Humanity needs ethics as well as rights. It is linked to rights as well as to morals and neither of the two rights or morals is in itself the criterion of humanity.
The sacred religion of Islam has the great privilege of having approved both rights and ethics. In Islam as was mentioned before sincerity and right action in the moral sense is considered a virtue; and knowledge of rights and defending them is also considered a virtue and to be human. This matter has details which cannot be gone into here.
However the particular mentality of the east set to work. In spite of the fact that in the beginning the concept of rights and the insistence on morality had both been acquired from Islam the east gradually let go of rights and focused its attention on morals.

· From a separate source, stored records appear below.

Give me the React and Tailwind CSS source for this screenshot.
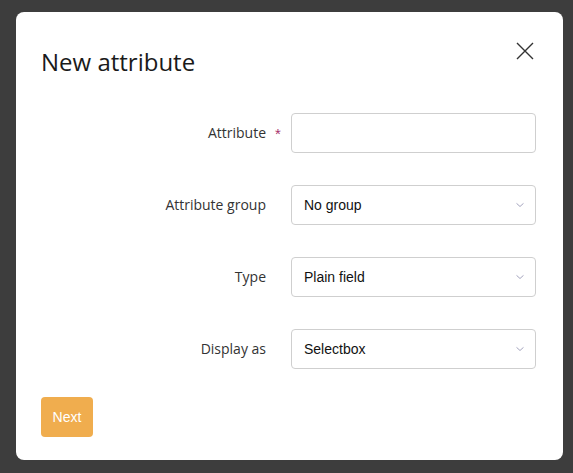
import React from 'react'

const labelFont = { fontFamily: '"Open Sans", "Noto Sans", sans-serif' }
const fieldFont = { fontFamily: '"Liberation Sans", Arial, sans-serif' }

function Chevron() {
  return (
    <svg width="8" height="5" viewBox="0 0 8 5" className="absolute right-[11px] top-1/2 -translate-y-1/2">
      <path d="M0.5 0.8 L4 4 L7.5 0.8" fill="none" stroke="#a3a3bd" strokeWidth="1" />
    </svg>
  )
}

function Row({ label, required, children }) {
  return (
    <div className="flex items-center">
      <div className="relative w-[225px] -translate-y-[1px] text-right text-[14px] text-[#333]" style={labelFont}>
        {label}
        {required && (
          <span className="absolute left-[234px] top-[1px] text-[15px] text-[#a8336c]" style={fieldFont}>*</span>
        )}
      </div>
      <div className="ml-[25px] w-[245px]">{children}</div>
    </div>
  )
}

function Select({ value }) {
  return (
    <div
      className="relative flex h-[40px] items-center rounded-[4px] border border-[#cfcfcf] bg-white pl-[12px] text-[14px] text-[#111]"
      style={fieldFont}
    >
      {value}
      <Chevron />
    </div>
  )
}

export default function App() {
  return (
    <div className="h-[473px] w-[573px] bg-[#3d3d3d] pl-[16px] pt-[12px]">
      <div className="relative h-[448px] w-[547px] rounded-[8px] bg-white pl-[25px] pt-[34px]">
        {/* close */}
        <button className="absolute right-[29px] top-[30px]">
          <svg width="18" height="18" viewBox="0 0 18 18">
            <path d="M1 1 L17 17 M17 1 L1 17" stroke="#333" strokeWidth="1.4" fill="none" />
          </svg>
        </button>

        <h2 className="h-[32px] text-[24px] leading-[32px] text-[#1a1a1a]" style={labelFont}>
          New attribute
        </h2>

        <div className="mt-[35px] flex flex-col gap-[32px]">
          <Row label="Attribute" required>
            <input
              className="block h-[40px] w-full rounded-[4px] border border-[#cfcfcf] px-[12px] text-[14px] outline-none"
              style={fieldFont}
            />
          </Row>
          <Row label="Attribute group">
            <Select value="No group" />
          </Row>
          <Row label="Type">
            <Select value="Plain field" />
          </Row>
          <Row label="Display as">
            <Select value="Selectbox" />
          </Row>
        </div>

        <button
          className="mt-[28px] h-[40px] w-[52px] rounded-[4px] bg-[#f0ad4e] text-[14px] text-white"
          style={fieldFont}
        >
          Next
        </button>
      </div>
    </div>
  )
}
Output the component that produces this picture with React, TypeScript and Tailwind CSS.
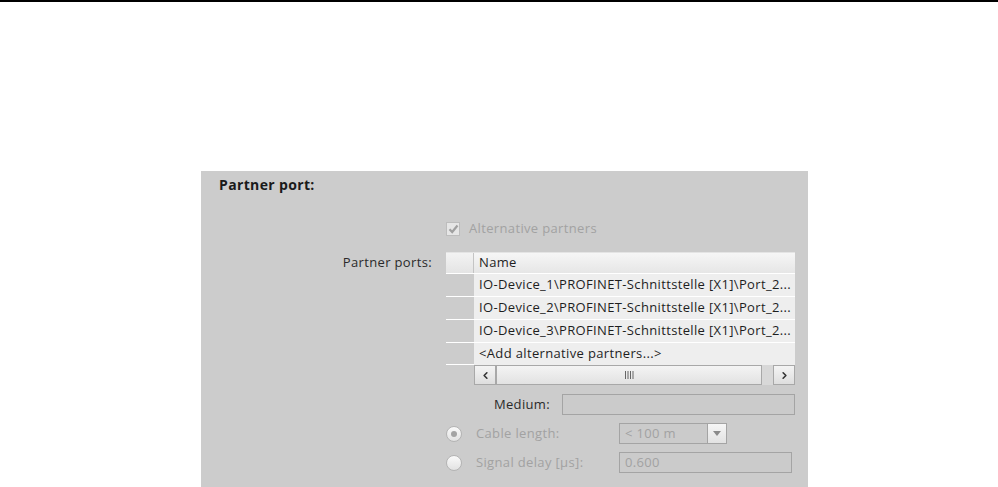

Our point is that the problem with which are at present confronted is a problem of rights a philosophical and intellectual problem a problem based upon arguments and reasoning. It is closely connected with reality of justice and the nature of the rights. Justice and rights were in existence before any laws were passed in the world so the enacting of a law cannot change the reality of justice and the human rights of mankind.
Montesquieu said: “Before man created laws there seem to have been relations founded on law and upon justice between creatures. The existence of these relations itself was the cause of the creation of laws. If we say that apart from the actual first laws consisting of orders and prohibitions nothing else just or unjust exist it is as if we say that before man drew a circle the radii of that circle were not all equal”.
Herbert Spencer said: Justice is associated not with the sentiments but with something else which is the natural rights of individuals. For justice to have external reality it is necessary to have regard for rights and innate differences”.1
The European philosophers who upheld and still do hold this view are in large number. The manifestos and proclamations that were drawn up and the material that was incorporated under the heading of Human Rights has as its source this very theory of natural rights. In other words it was the theory of natural and innate rights which reappeared in the form of the Proclamation of Human Rights.
Once again what Montesquieu Spencer and others have said concerning justice is as we know the very same thing that theologians have said concerning the inborn intellectual capacity to determine ‘right’ and ‘wrong’ and the real meanings of justice. Amongst Islamic scholars there were some individuals who refused to accept the idea of instinctive rights and considered justice as something conventional. Amongst Europeans also such a belief existed. The Englishman Hobbes refused to accept justice as having real existence.
1. Both translated from the Persian. Originals untraced. (Tr.)